Большой привет Грёнланду. Я с сердечной радостью и весельем посмотрел его шведские мелодии и поразился его правильному шведскому, подобного которому я пока еще у иностранца никогда не видел, также гравировка была выполнена достаточно хорошо[289].
Чтобы не показаться небрежным, ниже перечисляю письма, которые я получил: два от Вас, вложенные в два от Ларсена. – Одно от проф. Мюллера с заграничными паспортами[290] – отослан ответ. – Одно от г-на Эгильсена, ответ отослан через Швецию[291]. – Одно от Комиссии по древностям вместе с одним от Томсена, на оба отосланы ответы, а в Комиссию послано собрание редких гравюр на меди с изображениями древностей из здешней Кунсткамеры[292], через датское посольство. Ни от каких других датчан или исландцев я не получал ни писем, ни какого-либо рода известий. Точно ли дошли большое письмо от Пантцнера и от меня профессору Эрстеду, а также конференц-советнику Вормшёльду от неизвестного, оба посланы с корабельной оказией?
Петербург, 20 октября 1818 г. К. Мольбеку[293]

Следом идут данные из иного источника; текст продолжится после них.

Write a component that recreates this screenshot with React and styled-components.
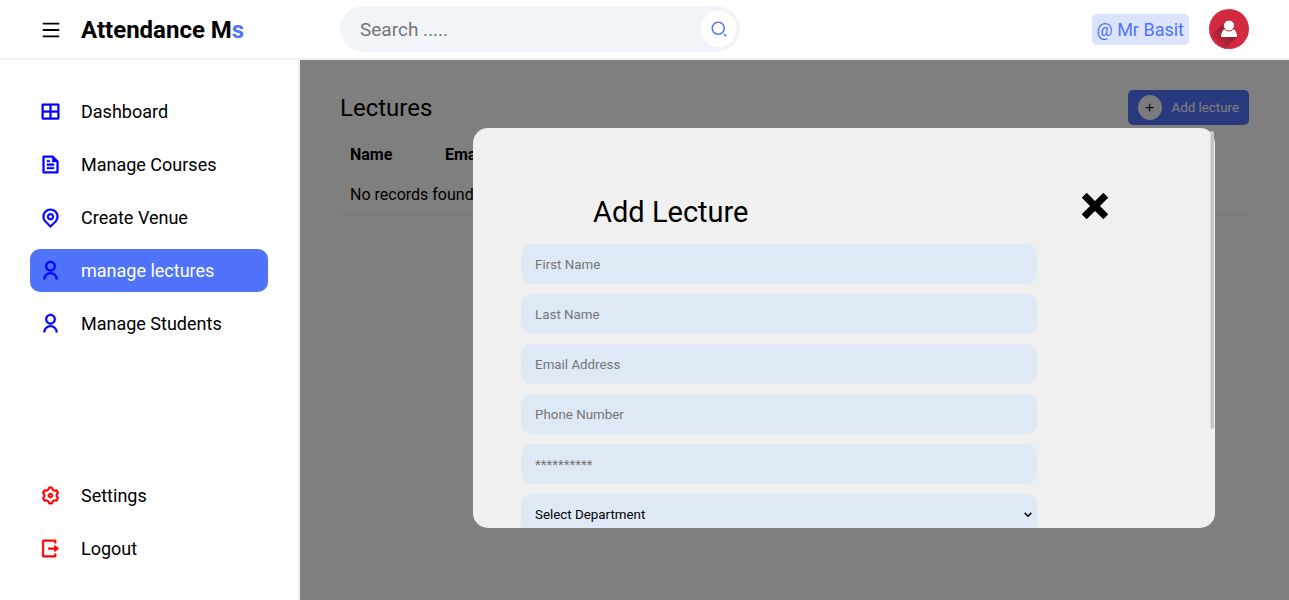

Петербург, 20 октября 1818 г.
Высокочтимый г-н секретарь[294]!
Покорно прошу извинить меня за то, что решился побеспокоить Вас этими несколькими строчками, в общем-то не собираясь сообщить Вам никаких особо интересных новостей. Дело в том, что канцлер Румянцев попросил меня узнать, нет ли в книжных собраниях Копенгагена славянских или русских рукописей или же других неизданных материалов, касающихся непосредственно истории России или каким-то образом связанных с данной темой. Если таковые найдутся, ему понадобятся краткие сведения об их содержании, времени написания и т. д. – разумеется, если раздобыть их не составит особого труда, – ибо он впоследствии, по-видимому, намерен, в зависимости от обстоятельств, заказать их списки или даже издать эти материалы. Полагаю, что в университетской библиотеке ничего подобного не отыщется, однако что касается Королевской библиотеки, то, помнится, я видел там как-то одного господина, работавшего с достаточно объемистыми русскими документами. Думается, там также могут отыскаться те или иные материалы относительно старых связей датчан с прибалтийскими провинциями нынешней России. Раздобыв краткие и четкие сведения по данному вопросу, Вы бы дали ход новым исследованиям, укрепили графа и прочих в плодотворности тех идей по поводу Дании и датских ученых, которые я пытаюсь донести до них, а также оказали лично мне существенную помощь в моей работе на благо скандинавской и в особенности отечественной литературы, в чем я и по сей день не имею ровно никакой поддержки Копенгагена. В связи с вышеизложенным хотел бы попросить Вас заняться данным делом, которое, несомненно, может обернуться всем нам во благо.
Искренне преданный Вам
Р. Раск
Секретарю библиотеки г-ну Мольбеку
P.S. Вы вполне можете лично направить данные сведения по адресу графа и передать их в российскую дипломатическую миссию в Копенгагене; если они к тому же будут на немецком или французском языке, граф сможет сам ознакомиться с ними без помощи переводчика. Как бы то ни было, желательно, чтобы эти сведения были записаны латинскими буквами, ибо иные здесь не могут быть прочитаны никем, кроме урожденных немцев, – причем в печатном виде, не говоря уже о рукописном. Большая просьба передать привет проф. Верлауфу и прочим нашим общим знакомым. Если Вы увидитесь с моим комиссионером, торговцем колониальными товарами г-ном Ларсеном, или с профессором Нюэрупом, прошу сообщить им, что я до сих пор так и не получил ни одной книги из тех, что просил прислать после моего прибытия сюда. Между тем я уже писал им обоим, равно как и профессору Мюллеру и прочим, с позапрошлой почтой через Германию, и надеюсь, письма эти достигли адресатов. Один из здешних русских ученых, заказавший прислать ему «Ученые известия»[295], весьма удивлен, что не получил никакого ответа. Нет ли возможности раз в месяц отправлять их через российскую дипломатическую миссию в Копенгагене в адрес российской миссии в Стокгольме и оттуда в датскую миссию в Петербурге? Ведь доставка их по почте представляется чрезвычайно дорогим делом. Вероятно, неплохо было бы обсудить эту возможность с Мюллером или Нюэрупом. Ведь коль скоро сюда не доходит ничего из Копенгагена ни посуху, ни по морю, то о какой связи может идти речь? В таком случае лучше прямо написать об этом пару строк и переслать письмо по почте, чтоб никто не мучил себя напрасными ожиданиями.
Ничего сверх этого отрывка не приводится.